■ **Exercise brief**: Transcribe the material in full, exactly as written.

** Begin Data extract **

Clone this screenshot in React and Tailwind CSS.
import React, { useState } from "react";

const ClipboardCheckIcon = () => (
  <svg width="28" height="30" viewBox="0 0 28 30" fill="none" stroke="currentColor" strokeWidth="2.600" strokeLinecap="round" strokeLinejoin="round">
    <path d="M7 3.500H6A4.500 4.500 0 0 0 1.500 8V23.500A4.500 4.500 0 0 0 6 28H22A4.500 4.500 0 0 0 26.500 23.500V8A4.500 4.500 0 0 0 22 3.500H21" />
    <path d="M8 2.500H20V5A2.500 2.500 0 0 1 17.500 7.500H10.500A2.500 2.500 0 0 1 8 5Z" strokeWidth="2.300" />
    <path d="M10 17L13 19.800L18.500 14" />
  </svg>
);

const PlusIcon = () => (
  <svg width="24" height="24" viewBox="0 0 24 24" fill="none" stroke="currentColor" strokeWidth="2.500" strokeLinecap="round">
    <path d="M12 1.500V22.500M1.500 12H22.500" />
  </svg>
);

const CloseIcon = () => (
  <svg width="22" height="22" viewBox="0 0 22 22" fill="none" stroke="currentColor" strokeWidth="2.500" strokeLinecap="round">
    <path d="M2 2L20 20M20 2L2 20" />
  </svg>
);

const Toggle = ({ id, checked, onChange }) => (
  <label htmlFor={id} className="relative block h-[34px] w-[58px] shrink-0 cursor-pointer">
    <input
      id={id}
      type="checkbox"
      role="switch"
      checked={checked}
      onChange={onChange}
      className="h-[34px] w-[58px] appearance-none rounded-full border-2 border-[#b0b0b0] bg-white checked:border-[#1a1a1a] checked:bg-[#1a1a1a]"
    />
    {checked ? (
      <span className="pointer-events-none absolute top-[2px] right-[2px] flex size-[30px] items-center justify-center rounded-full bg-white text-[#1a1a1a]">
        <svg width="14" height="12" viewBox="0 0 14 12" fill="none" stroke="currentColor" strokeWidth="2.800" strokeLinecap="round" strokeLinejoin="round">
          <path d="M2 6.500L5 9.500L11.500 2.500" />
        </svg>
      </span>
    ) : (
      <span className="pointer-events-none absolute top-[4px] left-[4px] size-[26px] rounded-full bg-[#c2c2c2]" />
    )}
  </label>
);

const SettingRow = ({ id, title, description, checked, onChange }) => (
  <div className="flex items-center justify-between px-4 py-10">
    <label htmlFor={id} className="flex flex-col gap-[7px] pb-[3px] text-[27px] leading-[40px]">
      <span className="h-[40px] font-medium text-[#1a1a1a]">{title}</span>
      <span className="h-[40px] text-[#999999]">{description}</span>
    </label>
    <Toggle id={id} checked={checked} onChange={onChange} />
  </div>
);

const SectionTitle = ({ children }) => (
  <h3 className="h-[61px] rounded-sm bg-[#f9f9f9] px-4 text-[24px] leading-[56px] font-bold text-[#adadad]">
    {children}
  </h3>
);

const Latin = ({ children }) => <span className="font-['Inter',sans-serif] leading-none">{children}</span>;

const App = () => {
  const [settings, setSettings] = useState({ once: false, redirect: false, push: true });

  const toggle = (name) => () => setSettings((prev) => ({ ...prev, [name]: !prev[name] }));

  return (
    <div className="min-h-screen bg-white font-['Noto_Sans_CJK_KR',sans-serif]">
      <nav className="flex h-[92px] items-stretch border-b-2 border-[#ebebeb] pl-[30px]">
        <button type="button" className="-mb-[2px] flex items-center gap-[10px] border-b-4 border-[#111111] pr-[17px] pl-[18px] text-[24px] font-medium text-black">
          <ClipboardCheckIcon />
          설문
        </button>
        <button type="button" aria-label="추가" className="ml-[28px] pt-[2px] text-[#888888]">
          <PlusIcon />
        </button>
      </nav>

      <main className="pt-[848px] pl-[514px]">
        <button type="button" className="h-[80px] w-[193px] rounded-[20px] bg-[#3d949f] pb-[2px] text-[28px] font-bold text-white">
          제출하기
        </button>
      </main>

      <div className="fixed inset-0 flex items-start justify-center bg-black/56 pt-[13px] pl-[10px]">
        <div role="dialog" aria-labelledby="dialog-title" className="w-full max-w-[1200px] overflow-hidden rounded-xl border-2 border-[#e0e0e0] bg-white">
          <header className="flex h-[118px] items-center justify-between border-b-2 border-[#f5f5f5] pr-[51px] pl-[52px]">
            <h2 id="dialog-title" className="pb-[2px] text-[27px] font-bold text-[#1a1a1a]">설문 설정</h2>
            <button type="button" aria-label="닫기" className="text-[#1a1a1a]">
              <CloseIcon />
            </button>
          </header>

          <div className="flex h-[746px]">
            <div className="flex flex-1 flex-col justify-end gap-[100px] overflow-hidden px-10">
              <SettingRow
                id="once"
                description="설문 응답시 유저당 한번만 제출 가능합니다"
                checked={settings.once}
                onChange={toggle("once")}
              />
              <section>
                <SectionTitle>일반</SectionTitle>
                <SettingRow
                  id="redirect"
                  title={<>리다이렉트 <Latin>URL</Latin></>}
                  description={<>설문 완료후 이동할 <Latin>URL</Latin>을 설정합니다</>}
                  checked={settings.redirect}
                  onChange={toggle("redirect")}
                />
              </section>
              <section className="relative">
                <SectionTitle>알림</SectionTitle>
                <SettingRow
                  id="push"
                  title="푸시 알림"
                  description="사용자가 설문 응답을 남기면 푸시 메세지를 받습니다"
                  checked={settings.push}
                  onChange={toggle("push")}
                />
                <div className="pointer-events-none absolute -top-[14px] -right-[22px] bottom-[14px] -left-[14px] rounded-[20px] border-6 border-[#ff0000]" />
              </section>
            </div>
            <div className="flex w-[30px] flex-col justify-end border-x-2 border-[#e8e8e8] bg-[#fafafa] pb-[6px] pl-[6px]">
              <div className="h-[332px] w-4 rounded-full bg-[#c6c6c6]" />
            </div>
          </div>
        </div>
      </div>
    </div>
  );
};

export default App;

** End Data extract **

■ **Full response**:
Clone this screenshot in React and Tailwind CSS.
import React, { useState } from "react";

const ClipboardCheckIcon = () => (
  <svg width="28" height="30" viewBox="0 0 28 30" fill="none" stroke="currentColor" strokeWidth="2.600" strokeLinecap="round" strokeLinejoin="round">
    <path d="M7 3.500H6A4.500 4.500 0 0 0 1.500 8V23.500A4.500 4.500 0 0 0 6 28H22A4.500 4.500 0 0 0 26.500 23.500V8A4.500 4.500 0 0 0 22 3.500H21" />
    <path d="M8 2.500H20V5A2.500 2.500 0 0 1 17.500 7.500H10.500A2.500 2.500 0 0 1 8 5Z" strokeWidth="2.300" />
    <path d="M10 17L13 19.800L18.500 14" />
  </svg>
);

const PlusIcon = () => (
  <svg width="24" height="24" viewBox="0 0 24 24" fill="none" stroke="currentColor" strokeWidth="2.500" strokeLinecap="round">
    <path d="M12 1.500V22.500M1.500 12H22.500" />
  </svg>
);

const CloseIcon = () => (
  <svg width="22" height="22" viewBox="0 0 22 22" fill="none" stroke="currentColor" strokeWidth="2.500" strokeLinecap="round">
    <path d="M2 2L20 20M20 2L2 20" />
  </svg>
);

const Toggle = ({ id, checked, onChange }) => (
  <label htmlFor={id} className="relative block h-[34px] w-[58px] shrink-0 cursor-pointer">
    <input
      id={id}
      type="checkbox"
      role="switch"
      checked={checked}
      onChange={onChange}
      className="h-[34px] w-[58px] appearance-none rounded-full border-2 border-[#b0b0b0] bg-white checked:border-[#1a1a1a] checked:bg-[#1a1a1a]"
    />
    {checked ? (
      <span className="pointer-events-none absolute top-[2px] right-[2px] flex size-[30px] items-center justify-center rounded-full bg-white text-[#1a1a1a]">
        <svg width="14" height="12" viewBox="0 0 14 12" fill="none" stroke="currentColor" strokeWidth="2.800" strokeLinecap="round" strokeLinejoin="round">
          <path d="M2 6.500L5 9.500L11.500 2.500" />
        </svg>
      </span>
    ) : (
      <span className="pointer-events-none absolute top-[4px] left-[4px] size-[26px] rounded-full bg-[#c2c2c2]" />
    )}
  </label>
);

const SettingRow = ({ id, title, description, checked, onChange }) => (
  <div className="flex items-center justify-between px-4 py-10">
    <label htmlFor={id} className="flex flex-col gap-[7px] pb-[3px] text-[27px] leading-[40px]">
      <span className="h-[40px] font-medium text-[#1a1a1a]">{title}</span>
      <span className="h-[40px] text-[#999999]">{description}</span>
    </label>
    <Toggle id={id} checked={checked} onChange={onChange} />
  </div>
);

const SectionTitle = ({ children }) => (
  <h3 className="h-[61px] rounded-sm bg-[#f9f9f9] px-4 text-[24px] leading-[56px] font-bold text-[#adadad]">
    {children}
  </h3>
);

const Latin = ({ children }) => <span className="font-['Inter',sans-serif] leading-none">{children}</span>;

const App = () => {
  const [settings, setSettings] = useState({ once: false, redirect: false, push: true });

  const toggle = (name) => () => setSettings((prev) => ({ ...prev, [name]: !prev[name] }));

  return (
    <div className="min-h-screen bg-white font-['Noto_Sans_CJK_KR',sans-serif]">
      <nav className="flex h-[92px] items-stretch border-b-2 border-[#ebebeb] pl-[30px]">
        <button type="button" className="-mb-[2px] flex items-center gap-[10px] border-b-4 border-[#111111] pr-[17px] pl-[18px] text-[24px] font-medium text-black">
          <ClipboardCheckIcon />
          설문
        </button>
        <button type="button" aria-label="추가" className="ml-[28px] pt-[2px] text-[#888888]">
          <PlusIcon />
        </button>
      </nav>

      <main className="pt-[848px] pl-[514px]">
        <button type="button" className="h-[80px] w-[193px] rounded-[20px] bg-[#3d949f] pb-[2px] text-[28px] font-bold text-white">
          제출하기
        </button>
      </main>

      <div className="fixed inset-0 flex items-start justify-center bg-black/56 pt-[13px] pl-[10px]">
        <div role="dialog" aria-labelledby="dialog-title" className="w-full max-w-[1200px] overflow-hidden rounded-xl border-2 border-[#e0e0e0] bg-white">
          <header className="flex h-[118px] items-center justify-between border-b-2 border-[#f5f5f5] pr-[51px] pl-[52px]">
            <h2 id="dialog-title" className="pb-[2px] text-[27px] font-bold text-[#1a1a1a]">설문 설정</h2>
            <button type="button" aria-label="닫기" className="text-[#1a1a1a]">
              <CloseIcon />
            </button>
          </header>

          <div className="flex h-[746px]">
            <div className="flex flex-1 flex-col justify-end gap-[100px] overflow-hidden px-10">
              <SettingRow
                id="once"
                description="설문 응답시 유저당 한번만 제출 가능합니다"
                checked={settings.once}
                onChange={toggle("once")}
              />
              <section>
                <SectionTitle>일반</SectionTitle>
                <SettingRow
                  id="redirect"
                  title={<>리다이렉트 <Latin>URL</Latin></>}
                  description={<>설문 완료후 이동할 <Latin>URL</Latin>을 설정합니다</>}
                  checked={settings.redirect}
                  onChange={toggle("redirect")}
                />
              </section>
              <section className="relative">
                <SectionTitle>알림</SectionTitle>
                <SettingRow
                  id="push"
                  title="푸시 알림"
                  description="사용자가 설문 응답을 남기면 푸시 메세지를 받습니다"
                  checked={settings.push}
                  onChange={toggle("push")}
                />
                <div className="pointer-events-none absolute -top-[14px] -right-[22px] bottom-[14px] -left-[14px] rounded-[20px] border-6 border-[#ff0000]" />
              </section>
            </div>
            <div className="flex w-[30px] flex-col justify-end border-x-2 border-[#e8e8e8] bg-[#fafafa] pb-[6px] pl-[6px]">
              <div className="h-[332px] w-4 rounded-full bg-[#c6c6c6]" />
            </div>
          </div>
        </div>
      </div>
    </div>
  );
};

export default App;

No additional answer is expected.